Page:Revue des Deux Mondes - 1850 - tome 5.djvu/285

Le texte de cette page a été corrigé et est conforme au fac-similé.

DE


L'ETAT MORAL


DE


NOTRE EPOQUE.[1]




Il n’est personne qui ne sente et qui ne dise que l’époque où nous vivons n’est point une époque ordinaire. Pour l’observateur le moins attentif, c’est en effet chose évidente que nous traversons une de ces crises d’où les sociétés humaines sortent dissoutes ou régénérées. Comment notre civilisation si brillante et si fière se trouve-t-elle aux prises avec cette alternative redoutable ? Il est aisé de le comprendre.
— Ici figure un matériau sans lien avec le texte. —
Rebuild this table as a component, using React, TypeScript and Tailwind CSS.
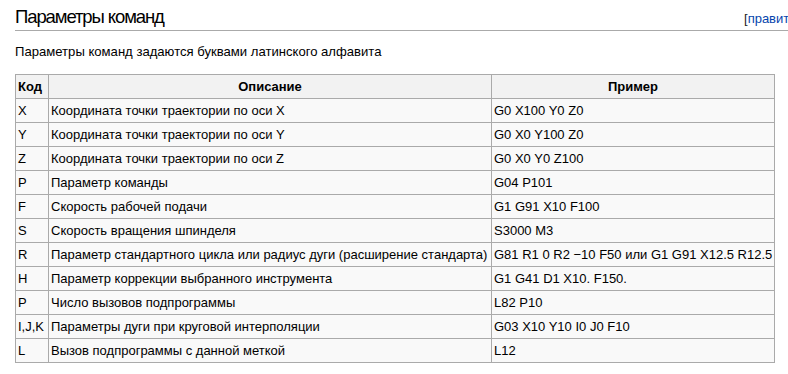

Une grande et antique société était encore debout il y a soixante années ; elle avait reçu en héritage des générations antérieures une foi religieuse, une règle des mœurs, toute une organisation qui embrassait dans ses cadres immenses le foyer domestique, ; la vie civile, l’état. Cet édifice semblait éternel : il est tombé pourtant, abattu pièce à pièce par les coups répétés des révolutions. C’est que, parmi les idées qui faisaient la force et la vie de l’ancienne société, si un grand nombre s’appuyaient sur la vérité et la justice éternelles, beaucoup d’autres n’étaient

  1. L’auteur des pages qu’on va lire ouvrait hier, à la Sorbonne, un cours de philosophie morale. Ce morceau en est l’introduction.